Откуда я знаю? Это катастрофический вопрос. Он-то и возникает в запредельной ситуации, когда, казалось бы, все ясно. Тут-то и спрашивается: а причем здесь ты? К тебе это относится? А если относится, то тем более, откуда ты об этом знаешь, судишь? А если не относится, то к чему все это, каков смысл данного (пришедшегося) «умозаключения»? Окончательного?

Но может быть это вопрос центральный именно для философии или в философствовании? Как предельном вопрошании? А это и есть «солилоквия», разговор наедине с собой? Если он вообще возможен? А может его и не существует? Есть иллюзия «наедине»?

А что, если как раз здесь спотыкается «я» в своих претензиях на всезнание, в том числе и себя? Именно самопознание предельно, т.е. не апостериорно, а априорно. Это не самодиалог «я есть я», а «я есть мы». То есть самопознание — это опознание (я) из мы. Но тогда и я исчезает в своем пребывании в мы? Но может тогда бог с ним с этим «я», пусть он исчезает. Поделом ему грешнику познания. За грех он и расплачивается, то есть за совокупление в Мы. Но тогда самопознание (подлинное) есть мы-познание. Оно как исповедование свыше, без обязательного сопутствующего греха соития с подобострастным (!)

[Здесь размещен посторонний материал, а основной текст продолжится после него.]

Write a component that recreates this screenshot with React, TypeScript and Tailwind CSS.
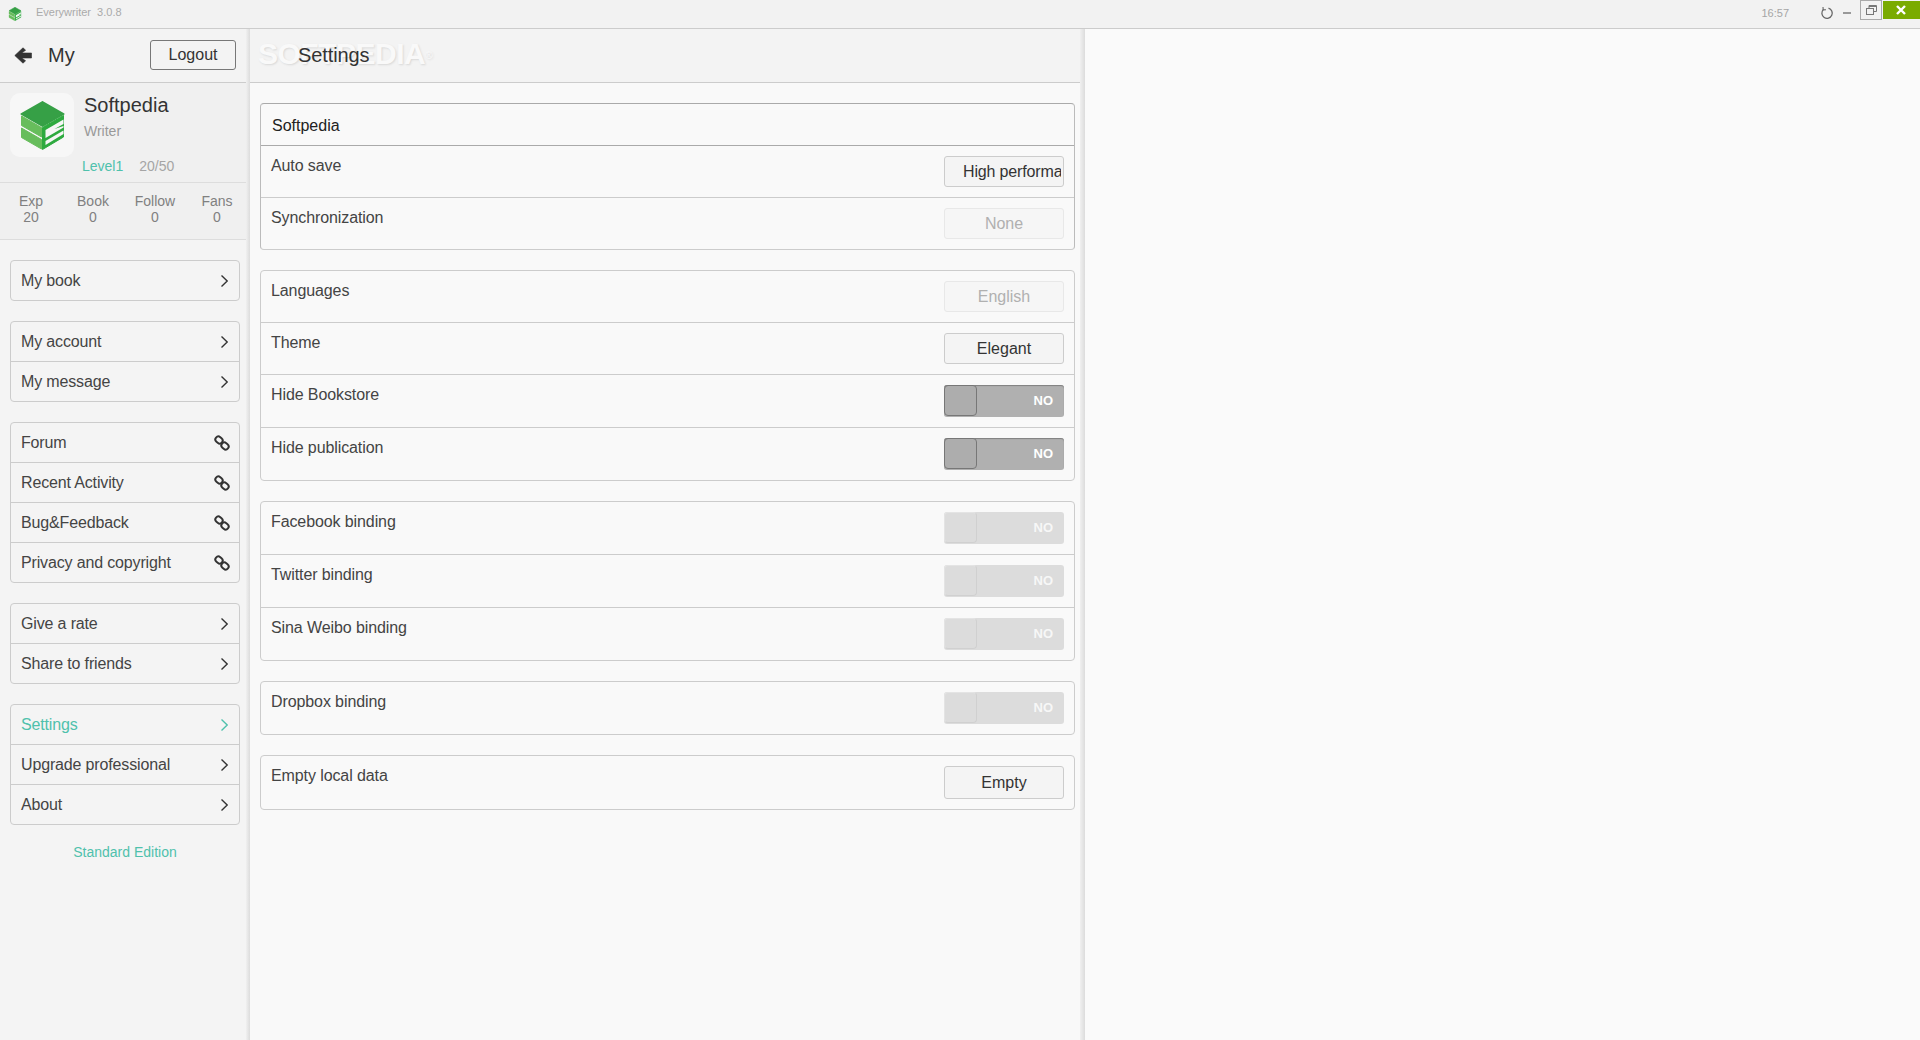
import { Fragment } from "react";

const FONT = "font-['Liberation_Sans',Arial,sans-serif]";

function Chevron({ active }: { active?: boolean }) {
  return (
    <svg width="9" height="14" viewBox="0 0 9 14" fill="none" className={active ? "text-[#4fc1ac]" : "text-[#333]"}>
      <path d="M1.5 1.5 L7.2 7 L1.5 12.5" stroke="currentColor" strokeWidth="1.4" />
    </svg>
  );
}

function LinkIcon() {
  return (
    <svg width="16" height="16" viewBox="0 0 16 16" fill="none" stroke="#333" strokeWidth="2">
      <rect x="1.2" y="2" width="7.6" height="6" rx="3" transform="rotate(40 5 5)" />
      <rect x="7.2" y="8" width="7.6" height="6" rx="3" transform="rotate(40 11 11)" />
    </svg>
  );
}

function Cube({ size }: { size: number }) {
  return (
    <svg width={size} height={size} viewBox="0 0 44 49">
      <path d="M22 1 L43 13 L22 25 L1 13 Z" fill="#36a046" stroke="#36a046" strokeLinejoin="round" strokeWidth="2" />
      <path d="M1 15 L21 26.5 L21 36 L1 24.5 Z" fill="#67bd5c" stroke="#67bd5c" strokeLinejoin="round" />
      <path d="M1 27 L21 38.5 L21 48 L1 36.5 Z" fill="#67bd5c" stroke="#67bd5c" strokeLinejoin="round" />
      <path d="M22 26.5 L43 14.5 L43 36 L22 48.5 Z" fill="#2eaa3f" stroke="#2eaa3f" strokeLinejoin="round" />
      <path d="M25 29 L43 18.5 L43 23 L34 28 L43 25 L43 26.5 L25 37 Z" fill="#f6f6f6" />
      <path d="M25 40 L43 29.5 L43 33 L25 44 Z" fill="#f6f6f6" />
    </svg>
  );
}

// soft grey edge on the right of a column
function Strip({ width }: { width: string }) {
  return <div className={`${width} shrink-0 self-stretch bg-gradient-to-r from-[#f0f0f0] to-[#dcdcdc]`} />;
}

type Item = { label: string; icon?: "link"; active?: boolean };

const menuGroups: Item[][] = [
  [{ label: "My book" }],
  [{ label: "My account" }, { label: "My message" }],
  [
    { label: "Forum", icon: "link" },
    { label: "Recent Activity", icon: "link" },
    { label: "Bug&Feedback", icon: "link" },
    { label: "Privacy and copyright", icon: "link" },
  ],
  [{ label: "Give a rate" }, { label: "Share to friends" }],
  [{ label: "Settings", active: true }, { label: "Upgrade professional" }, { label: "About" }],
];

const stats = [
  { label: "Exp", value: "20" },
  { label: "Book", value: "0" },
  { label: "Follow", value: "0" },
  { label: "Fans", value: "0" },
];

function TitleBar() {
  return (
    <div className="flex h-[29px] shrink-0 items-start justify-between border-b border-[#cccccc] bg-[#f2f2f2]">
      <div className="flex items-center pl-[8px] pt-[7px]">
        <Cube size={14} />
        <span className="ml-[14px] -mt-[4px] text-[11px] leading-[14px] text-[#aaaaaa] whitespace-pre">Everywriter  3.0.8</span>
      </div>
      <div className="flex items-start">
        <span className="mt-[7px] text-[11px] leading-[13px] text-[#a5a5a5]">16:57</span>
        <svg width="14" height="14" viewBox="0 0 14 14" fill="none" className="ml-[31px] mt-[6px]" stroke="#666" strokeWidth="1.3">
          <path d="M8.5 2.1 A5.2 5.2 0 1 1 3.2 3.6" />
          <path d="M3 1 L3.2 3.9 L6 3.7" strokeWidth="1.1" />
        </svg>
        <div className="ml-[9px] mt-[12px] h-[2px] w-[8px] bg-[#999999]" />
        <div className="ml-[9px] flex h-[20px] w-[22px] items-center justify-center border border-[#aaaaaa]">
          <svg width="11" height="10" viewBox="0 0 11 10" fill="none" stroke="#777" strokeWidth="1">
            <rect x="0.5" y="3.5" width="7" height="6" />
            <path d="M3 3.5 V0.5 H10.5 V6.5 H7.5" />
            <path d="M3 1.5 H10.5" />
          </svg>
        </div>
        <div className="ml-px mt-px flex h-[18px] w-[37px] items-center justify-center bg-[#7aab00] pr-[2px]">
          <svg width="10" height="10" viewBox="0 0 10 10" stroke="#fff" strokeWidth="2.4">
            <path d="M1 1 L9 9 M9 1 L1 9" />
          </svg>
        </div>
      </div>
    </div>
  );
}

function Sidebar() {
  return (
    <aside className="flex w-[250px] shrink-0 bg-[#f4f4f4]">
      <div className="flex min-w-0 flex-1 flex-col">
        <div className="flex h-[54px] items-center justify-between border-b border-[#cccccc] bg-[#f3f3f3] pb-px pl-[14px] pr-[10px]">
          <div className="flex items-center">
            <svg width="18" height="17" viewBox="0 0 18 17" fill="#333" stroke="#333" strokeWidth="0.6" strokeLinejoin="round">
              <path d="M9 0.8 L11.6 3.2 L7.8 6 H17.5 V11 H7.8 L11.6 13.8 L9 16.2 L0.8 8.5 Z" />
            </svg>
            <span className="ml-[16px] text-[20px] leading-[24px] text-[#333333]">My</span>
          </div>
          <button className="h-[30px] w-[86px] rounded-[3px] border border-[#777777] text-[16px] leading-[26px] text-[#333333]">Logout</button>
        </div>

        <div className="h-[100px] border-b border-[#dddddd] bg-[#f0f0f0]">
          <div className="flex pl-[10px] pt-[10px]">
            <div className="flex h-[64px] w-[64px] shrink-0 items-center justify-center rounded-[10px] bg-[#f7f7f7]">
              <Cube size={49} />
            </div>
            <div className="ml-[10px]">
              <div className="text-[20px] leading-[24px] text-[#333333]">Softpedia</div>
              <div className="mt-[6px] text-[14px] leading-[16px] text-[#999999]">Writer</div>
            </div>
          </div>
          <div className="mt-px flex pl-[82px] text-[14px] leading-[16px]">
            <span className="text-[#4fc1ac]">Level1</span>
            <span className="ml-[16px] text-[#a5a5a5]">20/50</span>
          </div>
        </div>

        <div className="grid h-[57px] grid-cols-[repeat(4,62px)] border-b border-[#dddddd] bg-[#f0f0f0] pt-[10px] text-center text-[14px] leading-[16px] text-[#808080]">
          {stats.map((s) => (
            <div key={s.label}>
              <div>{s.label}</div>
              <div>{s.value}</div>
            </div>
          ))}
        </div>

        <div className="flex flex-col gap-[20px] pl-[10px] pr-[6px] pt-[20px]">
          {menuGroups.map((group, i) => (
            <div key={i} className="overflow-hidden rounded-[4px] border border-[#cccccc]">
              {group.map((item, j) => (
                <Fragment key={item.label}>
                  {j > 0 && <div className="h-px bg-[#cccccc]" />}
                  <div
                    className={`flex h-[39px] items-center justify-between pl-[10px] text-[16px] tracking-[-0.15px] ${item.active ? "text-[#4fc1ac]" : "text-[#444444]"} ${item.icon ? "pr-[9px]" : "pr-[10px]"}`}
                  >
                    <span>{item.label}</span>
                    {item.icon ? <LinkIcon /> : <Chevron active={item.active} />}
                  </div>
                </Fragment>
              ))}
            </div>
          ))}
        </div>
        <div className="mt-[19px] pl-[4px] text-center text-[14px] leading-[16px] text-[#4fc1ac]">Standard Edition</div>
      </div>
      <Strip width="w-[4px]" />
    </aside>
  );
}

type Row =
  | { label: string; kind: "button"; value: string; disabled?: boolean; clip?: boolean; tall?: boolean }
  | { label: string; kind: "toggle"; disabled?: boolean };

const panels: Row[][] = [
  [
    { label: "Auto save", kind: "button", value: "High performance", clip: true },
    { label: "Synchronization", kind: "button", value: "None", disabled: true },
  ],
  [
    { label: "Languages", kind: "button", value: "English", disabled: true },
    { label: "Theme", kind: "button", value: "Elegant" },
    { label: "Hide Bookstore", kind: "toggle" },
    { label: "Hide publication", kind: "toggle" },
  ],
  [
    { label: "Facebook binding", kind: "toggle", disabled: true },
    { label: "Twitter binding", kind: "toggle", disabled: true },
    { label: "Sina Weibo binding", kind: "toggle", disabled: true },
  ],
  [{ label: "Dropbox binding", kind: "toggle", disabled: true }],
  [{ label: "Empty local data", kind: "button", value: "Empty", tall: true }],
];

function Toggle({ disabled }: { disabled?: boolean }) {
  return (
    <div
      className={`flex h-[32px] w-[120px] items-center justify-between rounded-[3px] ${
        disabled ? "bg-[#dcdcdc]" : "bg-[#b0b0b0] shadow-[inset_0_1px_1px_#808080]"
      }`}
    >
      <div
        className={`h-[31px] w-[33px] self-start rounded-[4px] border ${
          disabled ? "border-[#d0d0d0] border-l-[#e4e4e4] border-t-[#e4e4e4] bg-[#dcdcdc]" : "border-[#777777] bg-[#adadad]"
        }`}
      />
      <span className={`mr-[11px] text-[13px] font-bold leading-[16px] ${disabled ? "text-[#f7f7f7]" : "text-[#ffffff]"}`}>NO</span>
    </div>
  );
}

function Control({ row }: { row: Row }) {
  if (row.kind === "toggle") return <Toggle disabled={row.disabled} />;
  if (row.clip) {
    return (
      <div className="flex h-[31px] w-[120px] items-center rounded-[3px] border border-[#cccccc] bg-[#f4f4f4] pl-[18px] pr-[2px] text-[16px] tracking-[-0.15px] text-[#333333]">
        <span className="overflow-hidden whitespace-nowrap">{row.value}</span>
      </div>
    );
  }
  return (
    <div
      className={`flex w-[120px] items-center justify-center rounded-[3px] border text-[16px] ${row.tall ? "h-[33px]" : "h-[31px]"} ${
        row.disabled ? "border-[#e8e8e8] bg-[#f6f6f6] text-[#b0b0b0]" : "border-[#cccccc] bg-[#f4f4f4] text-[#333333]"
      }`}
    >
      {row.value}
    </div>
  );
}

function SettingsPanel({ rows, heading }: { rows: Row[]; heading?: string }) {
  return (
    <div className={`rounded-[4px] border ${heading ? "border-[#aaaaaa] border-b-[#cccccc] border-x-[#bbbbbb]" : "border-[#cccccc]"}`}>
      {heading && <div className="h-[42px] border-b border-[#aaaaaa] pl-[11px] pt-[13px] text-[16px] leading-[18px] text-[#222222]">{heading}</div>}
      {rows.map((row, i) => {
        const height = row.kind === "toggle" || row.tall ? (row.tall ? "h-[53px]" : "h-[52px]") : "h-[51px]";
        return (
          <Fragment key={row.label}>
            {i > 0 && <div className="h-px bg-[#cccccc]" />}
            <div className={`flex ${height} items-start justify-between pl-[10px] pr-[10px] pt-[10px]`}>
              <span className="mt-px text-[16px] leading-[18px] tracking-[-0.1px] text-[#444444]">{row.label}</span>
              <Control row={row} />
            </div>
          </Fragment>
        );
      })}
    </div>
  );
}

function Main() {
  return (
    <main className="flex w-[835px] shrink-0 bg-[#f9f9f9]">
      <div className="min-w-0 flex-1">
        <div className="relative flex h-[54px] items-center border-b border-[#cccccc] bg-[#f3f3f3] pb-px pl-[48px]">
          <span className="absolute left-[8px] top-[7px] text-[30px] font-bold leading-[36px] tracking-[-0.5px] text-[#f9f9f9] [text-shadow:1px_1px_2px_#d8d8d8]">
            SOFTPEDIA<sup className="text-[10px] font-normal">®</sup>
          </span>
          <span className="relative text-[20px] leading-[24px] tracking-[-0.1px] text-[#333333]">Settings</span>
        </div>
        <div className="flex flex-col gap-[20px] pl-[10px] pr-[5px] pt-[20px]">
          {panels.map((rows, i) => (
            <SettingsPanel key={i} rows={rows} heading={i === 0 ? "Softpedia" : undefined} />
          ))}
        </div>
      </div>
      <Strip width="w-[5px]" />
    </main>
  );
}

export default function App() {
  return (
    <div className={`flex h-[1040px] w-[1920px] flex-col overflow-hidden bg-[#fafafa] ${FONT}`}>
      <TitleBar />
      <div className="flex flex-1">
        <Sidebar />
        <Main />
        <div className="flex-1 bg-[#fafafa]" />
      </div>
    </div>
  );
}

Я не знает, а если знает, то исчезает. Знает Мы. Но вот теперь, он-то откуда знает? А ниоткуда, Мы и есть самосознание. Homo sapiens что — ли? Но тогда получается, что вопрос просто упраздняется: Мы знаем и баста? Нечего голову морочить? Или: знание из знания, безотносительно к Я или Мы? Какая разница между ними?